The SEC carried this limitation over to placement agents used by investment advisers. The placement agent needs to be subject to similar limitations. That means the placement agent would need to be a registered investment adviser or otherwise regulated. At first the SEC expected FINRA to create a new rule to govern pay-to play. Instead, Section 975 of Dodd-Frank Wall Street Reform and Consumer Protection Act created a new category of regulated persons called a “municipal adviser.” This new category will regulated by the Municipal Securities Rulemaking Board.
The MSRB has issued a proposed draft of new Rule G-42 that would limit a placement agent’s ability to make political contributions.
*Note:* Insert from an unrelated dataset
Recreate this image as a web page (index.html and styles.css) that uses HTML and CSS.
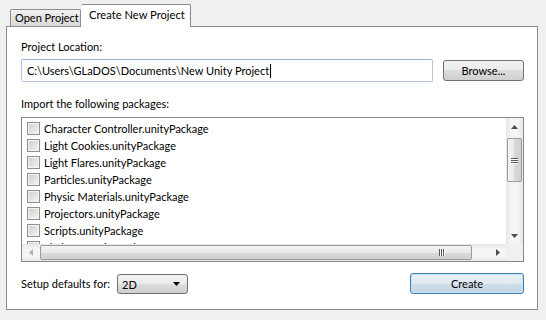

One major difference between this draft of Rule G-42 and SEC Rule 206(4)-5 is the definition of de minimis political contribution. The SEC allows a contribution of $350 per election cycle for candidate you can vote for or $150 for a candidate you can’t vote for. The MSRB definition would be $250 for candidate that you can vote for.
Violating the rule means you are banned from
- engaging in municipal advisory business with a municipal entity for compensation,
- soliciting third-party business from a municipal entity for compensation, or
- receiving compensation for the solicitation of third-party business from a municipal entity,
for two years after any contribution to an official of such municipal entity in excess of the de minimis amount.
Proposed Rule G-42 for municipal advisers is similar to Rule G-37 for those in the municipal securities business. I expect that comments will argue that the de minimis amount should match up with the SEC’s de minimis amount.